Fibroid-Associated Heavy Menstrual Bleeding: Correlation Between Clinical Features, Doppler Ultrasound Assessment of Vasculature, and Tissue Gene Expression Profiles
Tsiligiannis, SE; Zaitseva, M; Coombs, PR; Shekleton, P; Olshansky, M; Hickey, M; Vollenhoven, B; Rogers, PAW
Despite the prevalence of uterine fibroids (Fs), few studies have investigated the links between clinical features and the cellular or molecular mechanisms that drive F growth and development. Such knowledge will ultimately help to differentiate symptomatic from asymptomatic Fs and could result in the development of more effective and individualized treatments. The aim of this study was to investigate the relationship between ultrasound appearance, blood flow, and angiogenic gene expression in F, perifibroid (PM), and distant myometrial (DM) tissues. We hypothesized that angiogenic gene expression would be increased in tissues and participants that showed increased blood flow by Doppler ultrasound. The study was performed using Doppler ultrasound to measure blood flow prior to hysterectomy, with subsequent tissue samples from the F, PM, and DM being investigated for angiogenic gene expression. Overall, PM blood flow (measured as peak systolic velocity [PSV]) was higher than F blood flow, although significant heterogeneity was seen in vascularity and blood flow between different Fs and their surrounding myometrium. We did not find any correlation between PSV and any other clinical or molecular parameter in this study.
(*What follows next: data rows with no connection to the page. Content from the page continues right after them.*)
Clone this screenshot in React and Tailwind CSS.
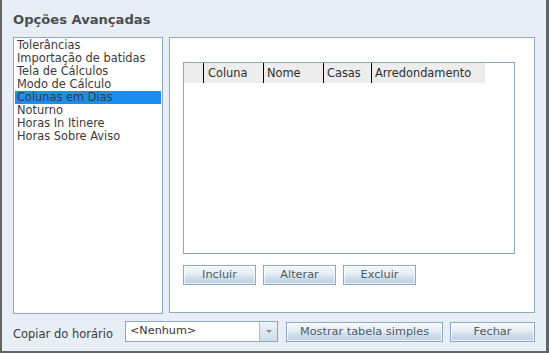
import React from "react";

const items = [
  "Tolerâncias",
  "Importação de batidas",
  "Tela de Cálculos",
  "Modo de Cálculo",
  "Colunas em Dias",
  "Noturno",
  "Horas In Itinere",
  "Horas Sobre Aviso",
];

function Btn({ children, w, h = "h-[20px]" }) {
  return (
    <button
      className={`${w} ${h} box-border border border-[#8ea9c4] bg-[linear-gradient(to_bottom,#f5f8fb_0%,#e6edf4_45%,#d3e0ec_60%,#bccfe2_100%)] text-[11.3px] leading-none text-[#4d5b69] shadow-[inset_0_0_0_1px_rgba(255,255,255,0.7)] flex items-center justify-center`}
    >
      {children}
    </button>
  );
}

export default function App() {
  return (
    <div
      className="w-[549px] h-[353px] box-border bg-[#e8eef5] border-l-2 border-r-[3px] border-b-2 border-[#636363] relative overflow-hidden"
      style={{ fontFamily: '"DejaVu Sans", Verdana, sans-serif' }}
    >
      <div className="h-[37px] pl-[11px] pt-[12px] text-[13.1px] leading-[16px] font-bold text-[#4a4e54]">
        Opções Avançadas
      </div>
      <div className="flex pl-[11px] gap-[6px]">
        <div className="w-[150px] h-[277px] box-border border border-[#8fa7bf] bg-white pt-[1px] px-[1px]">
          {items.map((t, i) => (
            <div
              key={t}
              className={`h-[13px] pl-[2px] text-[11.4px] leading-[13px] whitespace-nowrap text-[#3a3a3a] ${
                i === 4 ? "bg-[#1b8ef0]" : ""
              }`}
            >
              {t}
            </div>
          ))}
        </div>
        <div className="w-[366px] h-[276px] box-border border border-[#8fa7bf] bg-white pt-[24px] pl-[13px]">
          <div className="w-[332px] h-[192px] box-border border border-[#8fa7bf] bg-white">
            <div className="flex h-[20px] w-[301px] bg-[#ededed] text-[11.4px] text-[#2e2e2e] leading-[21px]">
              <div className="w-[19px]" />
              <div className="w-[60px] border-l border-black pl-[4px]">Coluna</div>
              <div className="w-[60px] border-l border-black pl-[3px]">Nome</div>
              <div className="w-[48px] border-l border-black pl-[3px]">Casas</div>
              <div className="w-[114px] border-l border-black pl-[3px]">Arredondamento</div>
            </div>
          </div>
          <div className="flex gap-[7px] mt-[11px]">
            <Btn w="w-[73px]">Incluir</Btn>
            <Btn w="w-[73px]">Alterar</Btn>
            <Btn w="w-[73px]">Excluir</Btn>
          </div>
        </div>
      </div>
      <div className="flex items-start pl-[11px] mt-[7px]">
        <div className="w-[112px] pt-[7px] text-[11.5px] leading-[13px] text-[#3a3a3a] whitespace-nowrap">
          Copiar do horário
        </div>
        <div className="w-[153px] h-[21px] box-border border border-[#8fa7bf] bg-white flex">
          <div className="flex-1 pl-[4px] pt-[2px] text-[11.2px] leading-[13px] text-[#333]">&lt;Nenhum&gt;</div>
          <div className="w-[18px] h-full border-l border-[#a9bdd1] bg-[linear-gradient(to_bottom,#eef3f8,#cfdcea)] flex items-center justify-center">
            <div className="w-0 h-0 border-l-[3px] border-r-[3px] border-t-[3px] border-l-transparent border-r-transparent border-t-[#7d8a97]" />
          </div>
        </div>
        <div className="ml-[8px] mt-[1px]">
          <Btn w="w-[157px]">Mostrar tabela simples</Btn>
        </div>
        <div className="ml-[7px] mt-[1px]">
          <Btn w="w-[85px]">Fechar</Btn>
        </div>
      </div>
    </div>
  );
}
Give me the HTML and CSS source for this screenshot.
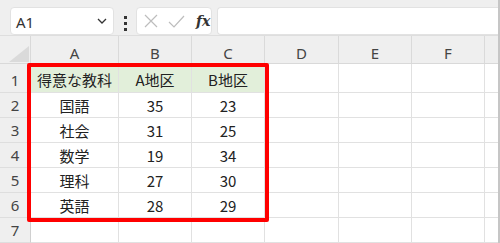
FILE: index.html
```html
<!DOCTYPE html>
<html lang="ja">
<head>
    <meta charset="UTF-8">
    <title>得意な教科</title>
    <link rel="stylesheet" href="styles.css">
</head>
<body>
    <div class="frame">
        <div class="toolbar">
            <div class="namebox">
                <span>A1</span>
                <svg class="chevron" width="10" height="6" viewBox="0 0 10 6"><path d="M1 1l4 4 4-4" fill="none" stroke="#333" stroke-width="1.3"/></svg>
            </div>
            <div class="dots"><i></i><i></i><i></i></div>
            <div class="fbuttons">
                <svg width="14" height="14" viewBox="0 0 14 14"><path d="M1 1l12 12M13 1L1 13" stroke="#bdbdbd" stroke-width="1.2"/></svg>
                <svg width="17" height="13" viewBox="0 0 17 13"><path d="M1 7l5 5L16 1" fill="none" stroke="#bdbdbd" stroke-width="1.2"/></svg>
                <span class="fx">fx</span>
            </div>
            <div class="formula"></div>
        </div>

        <div class="sheet">
            <div class="grid">
                <div class="corner"><svg width="20" height="16" viewBox="0 0 20 16"><path d="M20 0v16H0z" fill="#dadada"/></svg></div>
                <div class="colhead">A</div>
                <div class="colhead">B</div>
                <div class="colhead">C</div>
                <div class="colhead">D</div>
                <div class="colhead">E</div>
                <div class="colhead">F</div>
                <div class="colhead rest"></div>

                <div class="rowhead first">1</div>
                <div class="cell head">得意な教科</div>
                <div class="cell head">A地区</div>
                <div class="cell head">B地区</div>
                <div class="cell"></div><div class="cell"></div><div class="cell"></div><div class="cell rest"></div>

                <div class="rowhead">2</div>
                <div class="cell">国語</div><div class="cell">35</div><div class="cell">23</div>
                <div class="cell"></div><div class="cell"></div><div class="cell"></div><div class="cell rest"></div>

                <div class="rowhead">3</div>
                <div class="cell">社会</div><div class="cell">31</div><div class="cell">25</div>
                <div class="cell"></div><div class="cell"></div><div class="cell"></div><div class="cell rest"></div>

                <div class="rowhead">4</div>
                <div class="cell">数学</div><div class="cell">19</div><div class="cell">34</div>
                <div class="cell"></div><div class="cell"></div><div class="cell"></div><div class="cell rest"></div>

                <div class="rowhead">5</div>
                <div class="cell">理科</div><div class="cell">27</div><div class="cell">30</div>
                <div class="cell"></div><div class="cell"></div><div class="cell"></div><div class="cell rest"></div>

                <div class="rowhead">6</div>
                <div class="cell">英語</div><div class="cell">28</div><div class="cell">29</div>
                <div class="cell"></div><div class="cell"></div><div class="cell"></div><div class="cell rest"></div>

                <div class="rowhead">7</div>
                <div class="cell"></div><div class="cell"></div><div class="cell"></div>
                <div class="cell"></div><div class="cell"></div><div class="cell"></div><div class="cell rest"></div>
            </div>
            <div class="highlight"></div>
        </div>
    </div>
</body>
</html>
```

FILE: styles.css
```css
* {
    box-sizing: border-box;
}
body {
    margin: 0;
    font-family: "Noto Sans CJK JP", "Noto Sans", sans-serif;
    color: #222;
}
.frame {
    width: 500px;
    height: 243px;
    overflow: hidden;
    border-right: 2px solid #c6c6c6;
    background: #fff;
}
.toolbar {
    display: flex;
    align-items: flex-start;
    height: 36px;
    padding: 7px 0 0 10px;
    background: #efefef;
    border-bottom: 1px solid #dedede;
}
.namebox {
    display: flex;
    align-items: center;
    justify-content: space-between;
    width: 104px;
    height: 28px;
    padding: 0 6px 0 5px;
    background: #fff;
    border: 1px solid #e2e2e2;
    border-radius: 4px;
    font-family: "Noto Sans", sans-serif;
    font-size: 15px;
    color: #333;
}
.namebox span {
    margin-top: 1px;
}
.dots {
    display: flex;
    flex-direction: column;
    align-items: center;
    gap: 3px;
    width: 22px;
    padding-top: 9px;
}
.dots i {
    width: 3px;
    height: 3px;
    background: #333;
}
.fbuttons {
    display: flex;
    align-items: center;
    gap: 10px;
    width: 76px;
    height: 28px;
    padding-left: 7px;
    background: #fff;
    border: 1px solid #e2e2e2;
    border-radius: 4px;
}
.fx {
    font-family: "DejaVu Serif", serif;
    font-style: italic;
    font-weight: bold;
    font-size: 14px;
    color: #333;
    margin-left: 1px;
}
.formula {
    flex: 1;
    height: 28px;
    margin-left: 5px;
    background: #fff;
    border: 1px solid #e2e2e2;
    border-right: none;
    border-radius: 4px 0 0 4px;
}
.sheet {
    position: relative;
}
.grid {
    display: grid;
    grid-template-columns: 31px 88px 73px 73px 74px 73px 73px 1fr;
    grid-template-rows: 28px 29px repeat(6, 25px);
    background: #efefef;
}
.corner, .colhead, .rowhead {
    background: #efefef;
    color: #444;
    font-family: "Noto Sans", sans-serif;
    font-size: 15px;
}
.corner {
    display: flex;
    align-items: flex-end;
    justify-content: flex-end;
    padding: 0 1px 1px 0;
    border-right: 1px solid #d9d9d9;
    border-bottom: 1px solid #d9d9d9;
}
.colhead {
    display: flex;
    align-items: center;
    justify-content: center;
    padding-top: 6px;
    border-right: 1px solid #dadada;
    border-bottom: 1px solid #d9d9d9;
}
.rowhead {
    display: flex;
    align-items: center;
    justify-content: center;
    border-right: 1px solid #d0d0d0;
    border-bottom: 1px solid #dedede;
}
.rowhead.first {
    padding-top: 3px;
}
.cell {
    display: flex;
    align-items: center;
    justify-content: center;
    background: #fff;
    border-right: 1px solid #e1e1e1;
    border-bottom: 1px solid #e1e1e1;
    font-size: 15px;
    color: #222;
}
.cell.head {
    background: #e2efda;
    padding-top: 3px;
}
.rest {
    border-right: none;
}
.highlight {
    position: absolute;
    left: 27px;
    top: 27px;
    width: 242px;
    height: 159px;
    border: 4px solid #ff0000;
    border-radius: 2px;
}
```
We identified 19 angiogenesis pathway-related genes with significant differences in expression between F and DM, and 2 genes, matrix metalloproteinase 9 (MMP9) and Neuropilin 2 (NRP2), that were significantly different between F and PM. These results are consistent with subtle differences between PM and DM. Understanding the differences between symptomatic versus asymptomatic Fs may eventually lead to more effective treatments that directly target the source of heavy menstrual bleeding.